DEFENCE OF THE SECOND DEFENDANT

  1. The second Defendant was represented by its Managing Director, Mrs Sundarie. She admitted printing the Seychelles Weekly newspaper. She stated that the First Defendant sends a pen drive, following which it goes to the platemaking, that is, at the computer department, from which it goes for printing. She stated that she does not normally check the contents as they come late and she does not have the time to check.

  2. The following is an excerpt from her testimony

Question: Mrs Sundarie when you explained to this Court how you received the newspaper for printing how do you receive it.? Mrs Sundarie do you print the Weekly Newspaper?

Answer: Yes Weekly we print and this is for Mr Robert Ernesta. So he sends the pendrive and then it goes to the CTP ( computer section).But I don’t have the time to go through every page of it to be very honest to call and ask them to change anything.. So I don’t have the powers to go through and ask them to change anything. So this is not my practice. So this is not my practice I may be wrong but I don’t change what comes (Verbatim p 32 of proceedings dated 13 November 2017)

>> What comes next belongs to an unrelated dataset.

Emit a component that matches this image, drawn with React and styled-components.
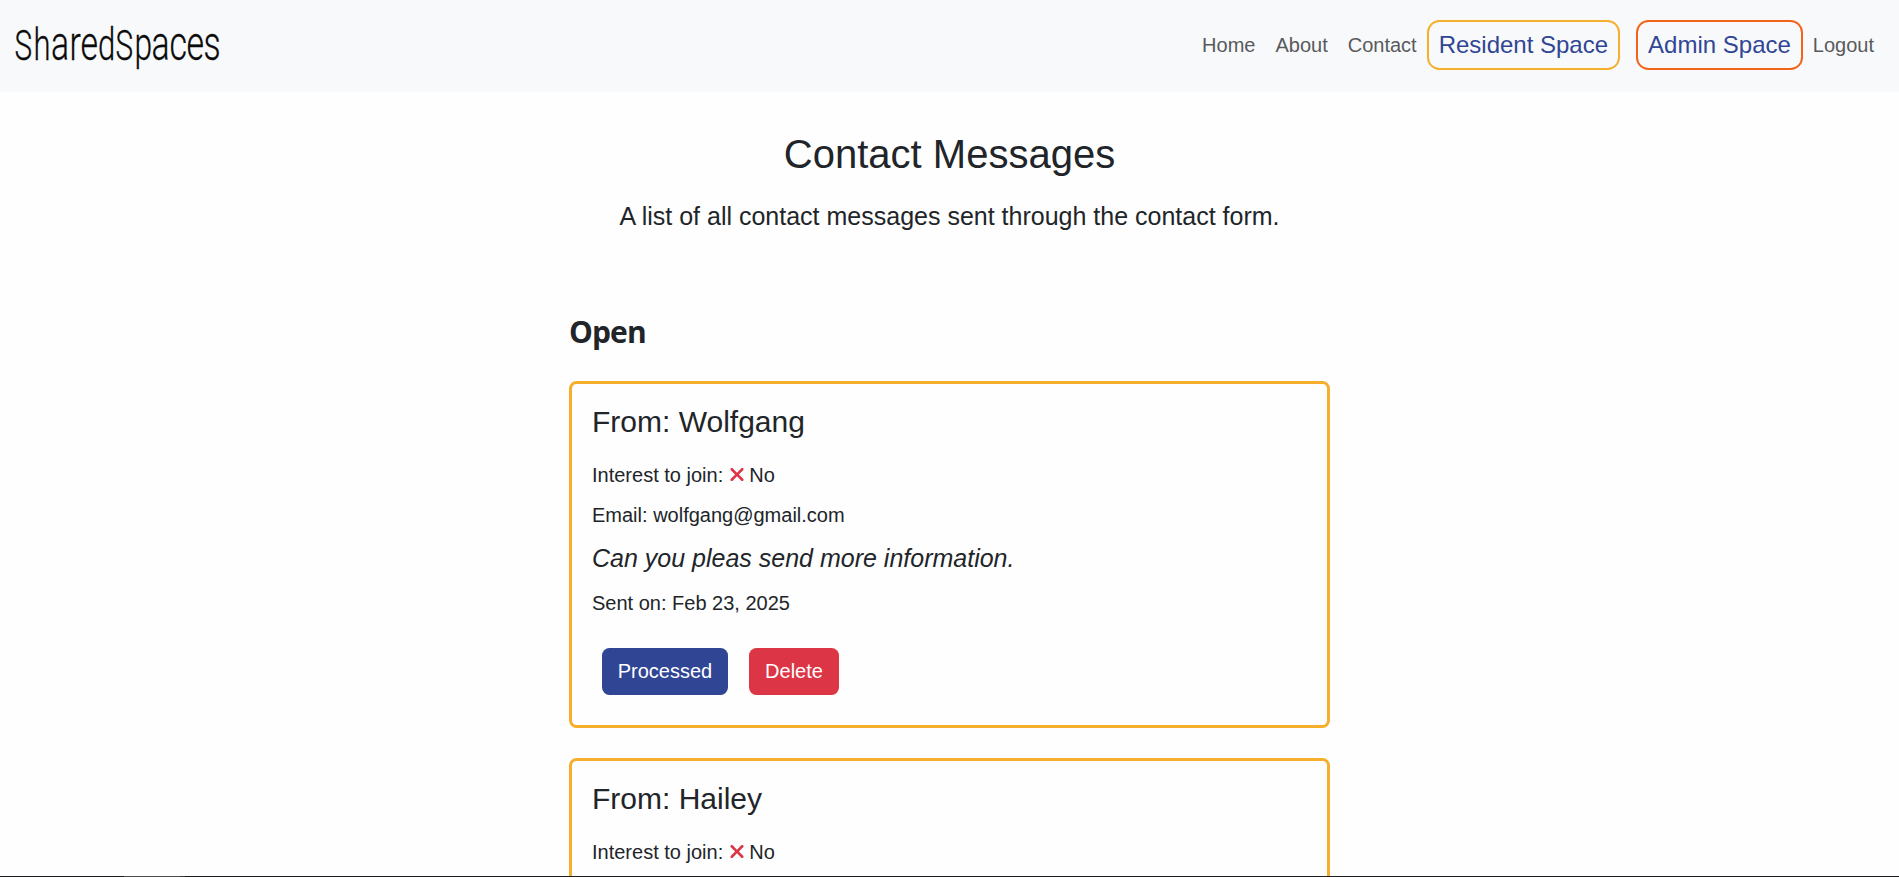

EVIDENCE OF DEFENCE WITNESSES

  1. The First Defendant called the Secretary to Cabinet, Mr. Mohamed Afif to depone on procedures relating to the recruitment of foreign workers and also to testify as to whether following the article published by the Defendants, the President decided to redefine the procedures regarding the recruitment of foreign workers and whether the Minister had followed the correct procedure. In essence, he said that there was nothing objectionable in the way recruitment was carried out by the Plaintiff’s Ministry and that the press release was not issued to reprimand the Minister.

  2. The First Defendant also called the Chief Press Secretary from the President’s Office. She was asked in the main about the reason why the press communique was issued by the President’s Office following the article published by the Weekly. Her answer was that she did not know.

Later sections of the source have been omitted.